Mary Patten

Born - Evanston, IL

Mary Patten has exhibited and screened video installations, videos, artists’ books, and mixed-media projects for over thirty years in alternative spaces, university museums, and film/video festivals, including threewalls, the Chicago Cultural Center, N.I.U. Art Museum, Gallery 400, Randolph St. Gallery, Creative Time (with Feel Tank Chicago), Art in General, The Cooper Union, the New Museum/NYC, University of Memphis Art Museum, Shedhalle/Zürich, Kunstverein and Kunsthaus (Hamburg), artMbassy (Berlin), Rotterdam International Film Festival, London Lesbian and Gay Film Festival, the Hong Kong Lesbian and Gay Film Festival, The New Festival, MIX, Frameline, Women in the Director’s Chair, and many others. Online projects include “TERROR-ist?", "Experiments in Living”–qunstmag5, and “Pointing to Prisoners”.

Writing plays a significant role in her interdisciplinary art and media projects, as well as autonomously. Her book-length pictorial essay, Revolution as an Eternal Dream: the Exemplary Failure of the Madame Binh Graphics Collective, was published by Half Letter Press in 2011. She has also published writings and visual/text projects in Radical Teacher, AREA Chicago, Whitewalls, and The Passionate Camera (Ed. Deborah Bright, Routledge, 1998).

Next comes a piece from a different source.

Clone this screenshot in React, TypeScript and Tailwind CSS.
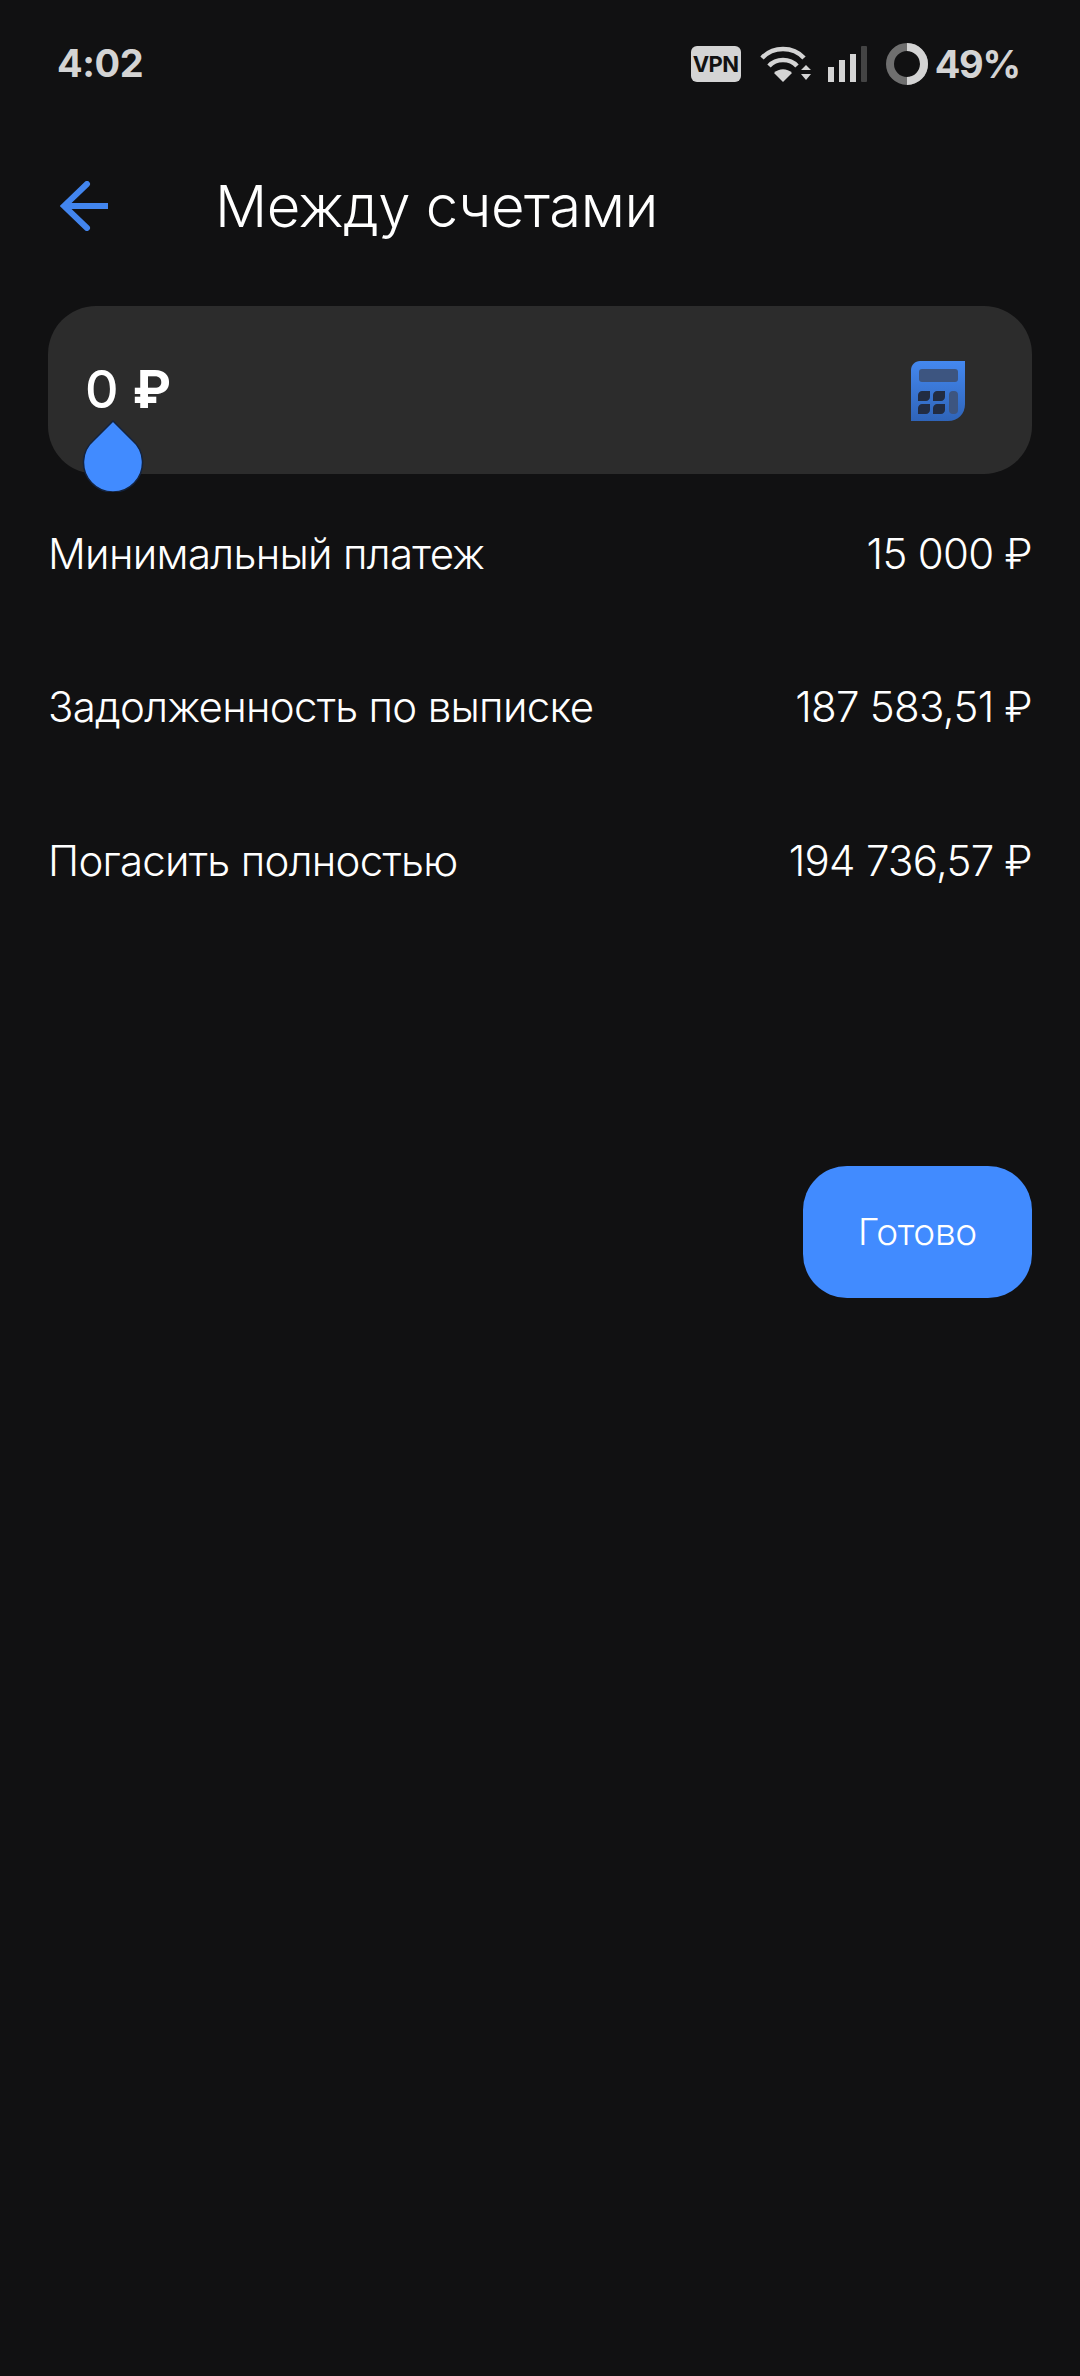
import React from 'react';

const rows = [
  { label: 'Минимальный платеж', value: '15 000 ₽' },
  { label: 'Задолженность по выписке', value: '187 583,51 ₽' },
  { label: 'Погасить полностью', value: '194 736,57 ₽' },
];

function StatusIcons() {
  return (
    <div className="flex items-center mt-[2px]">
      <div className="w-[50px] h-[36px] rounded-[6px] bg-[#d4d4d4] flex items-center justify-center text-[#111] text-[22px] font-bold tracking-[-0.5px]">
        VPN
      </div>
      {/* wifi with up/down arrows */}
      <svg width="51" height="36" viewBox="0 0 51 36" className="ml-[19px]">
        <g fill="none" stroke="#d4d4d4" strokeWidth="4.5">
          <path d="M2 12 C13 0 33 0 44 12" />
          <path d="M9 20 C16 12 30 12 37 20" />
        </g>
        <path d="M14 27 C19 22 27 22 32 27 L23 36 Z" fill="#d4d4d4" />
        <path d="M41 24 L46 19 L51 24 Z M41 28 L51 28 L46 34 Z" fill="#d4d4d4" />
      </svg>
      {/* signal bars */}
      <svg width="39" height="36" viewBox="0 0 39 36" className="ml-[17px]">
        <rect x="0" y="21" width="6" height="15" fill="#d4d4d4" />
        <rect x="11" y="14" width="6" height="22" fill="#d4d4d4" />
        <rect x="22" y="8" width="6" height="28" fill="#d4d4d4" />
        <rect x="33" y="0" width="6" height="36" rx="1" fill="#444" />
      </svg>
      {/* battery ring */}
      <svg width="42" height="42" viewBox="0 0 42 42" className="ml-[19px]">
        <circle cx="21" cy="21" r="17" fill="none" stroke="#6f6f6f" strokeWidth="8" />
        <path d="M21 4 A17 17 0 0 1 21 38" fill="none" stroke="#d4d4d4" strokeWidth="8" />
      </svg>
      <span className="ml-[7px] text-[38px] font-bold tracking-[-1.2px] text-[#d4d4d4] leading-none">49%</span>
    </div>
  );
}

function CalculatorIcon() {
  return (
    <svg width="56" height="62" viewBox="0 0 56 62" className="mt-[2px]">
      <defs>
        <linearGradient id="calc" x1="0" y1="0" x2="0" y2="1">
          <stop offset="0" stopColor="#4488f0" />
          <stop offset="1" stopColor="#2f64b8" />
        </linearGradient>
      </defs>
      <path d="M10 1 H55 V44 C55 54 48 61 38 61 H1 V10 C1 5 5 1 10 1 Z" fill="url(#calc)" />
      <rect x="9" y="9" width="39" height="13" rx="3" fill="#3d5580" />
      <path d="M12 31 H20 V37 C20 39 18 41 16 41 H8 V35 C8 33 10 31 12 31 Z" fill="#222c42" />
      <path d="M27 31 H35 V37 C35 39 33 41 31 41 H23 V35 C23 33 25 31 27 31 Z" fill="#222c42" />
      <path d="M12 44 H20 V50 C20 52 18 54 16 54 H8 V48 C8 46 10 44 12 44 Z" fill="#222c42" />
      <path d="M27 44 H35 V50 C35 52 33 54 31 54 H23 V48 C23 46 25 44 27 44 Z" fill="#222c42" />
      <rect x="39" y="31" width="9" height="23" rx="4" fill="#3d5580" />
    </svg>
  );
}

export default function App() {
  return (
    <div className="w-[1080px] h-[2376px] bg-[#111112] text-white font-['Inter',sans-serif] overflow-hidden">
      <div className="flex items-center justify-between pl-[57px] pr-[60px] pt-[42px] h-[84px]">
        <span className="text-[38px] font-bold tracking-[-0.4px] text-[#d4d4d4] leading-none">4:02</span>
        <StatusIcons />
      </div>

      <div className="flex items-center pl-[60px] mt-[79px] h-[86px]">
        <svg width="50" height="50" viewBox="0 0 50 50" fill="none" stroke="#4285ee" strokeWidth="6" strokeLinecap="round">
          <path d="M48 25 H4" strokeLinecap="butt" />
          <path d="M27 3 L4 25 L27 47" />
        </svg>
        <h1 className="ml-[105px] text-[58px] font-light tracking-[-0.5px] leading-none">Между счетами</h1>
      </div>

      <div className="mx-[48px] mt-[57px] h-[168px] rounded-[48px] bg-[#2c2c2c] relative flex items-center justify-between pl-[37px] pr-[66px]">
        <span className="text-[52px] font-medium leading-none">
          0 <span className="font-bold">₽</span>
        </span>
        <CalculatorIcon />
        {/* text cursor handle */}
        <svg width="62" height="72" viewBox="0 0 62 72" className="absolute left-[34px] top-[114px]">
          <path d="M31 1 L50 20 A29.5 29.5 0 1 1 12 20 Z" fill="#418bff" stroke="#13233f" strokeWidth="1.5" />
        </svg>
      </div>

      <div className="mx-[48px] mt-[28px]">
        {rows.map((row) => (
          <div key={row.label} className="flex items-center justify-between h-[102px] mb-[51.5px] text-[42px] font-light tracking-[-0.7px]">
            <span>{row.label}</span>
            <span>{row.value}</span>
          </div>
        ))}
      </div>

      <div className="flex justify-end mx-[48px] mt-[255px]">
        <button className="w-[229px] h-[132px] rounded-[44px] bg-[#418bff] text-[37px] font-light tracking-[-0.3px] text-white">
          Готово
        </button>
      </div>
    </div>
  );
}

She has also devoted a lot of energy to ambitious collaborative, curatorial, and public projects. Currently she collaborates with the Chicago Torture Justice Memorials Project, and with Feel Tank Chicago. She continues to be drawn to collective forms of art and cultural production to re-claim language, feeling, and political passions from fundamentalist thinking, to reclaim a utopia of the everyday, a way of being together in the world that allows for anger, joy, and reparative visions. 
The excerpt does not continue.